Stability of fixed points in Poisson geometry and higher Lie theory

Abstract: We provide a uniform approach to obtain sufficient criteria for a (higher order) fixed point of a given bracket structure on a manifold to be stable under deformations. Examples of bracket structures include Lie algebroids, Lie $n$-algebroids, singular foliations, Lie bialgebroids, Courant algebroids and Dirac structures in split Courant algebroids admitting a Dirac complement.

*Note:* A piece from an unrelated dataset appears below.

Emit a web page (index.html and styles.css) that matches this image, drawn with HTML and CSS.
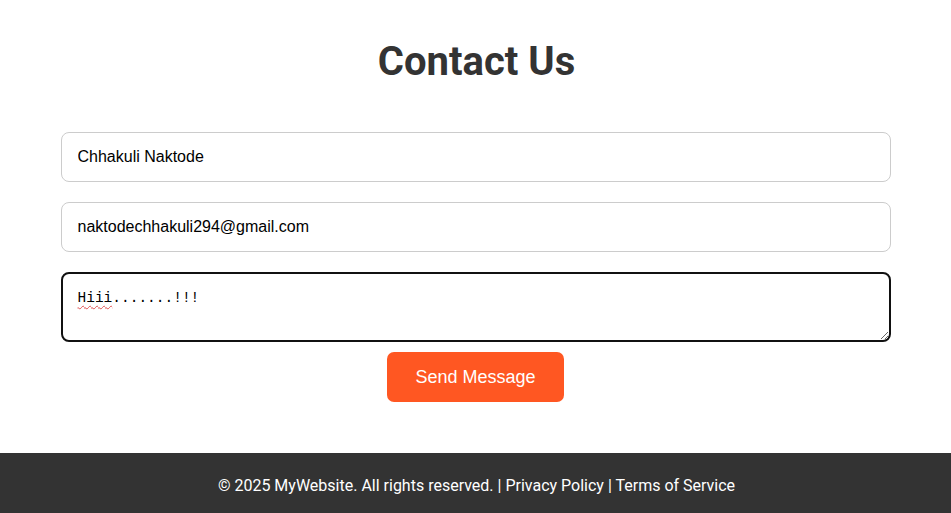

We show that the stability problems are specific instances of the following problem: given a differential graded Lie algebra $\mathfrak g$, a differential graded Lie subalgebra $\mathfrak h$ of degreewise finite codimension in $\mathfrak g$ and a Maurer-Cartan element $Q\in \mathfrak h^1$, when are Maurer-Cartan elements near $Q$ in $\mathfrak g$ gauge equivalent to elements of $\mathfrak h^1$? We show that the vanishing of a finite-dimensional cohomology group associated to $\mathfrak g,\mathfrak h$ and $Q$ implies a positive answer to the question above, and therefore implies stability of fixed points of the geometric structures described above. In particular, we recover the stability results of Crainic-Fernandes for zero-dimensional leaves, as well as the stability results for higher order singularities of Dufour-Wade.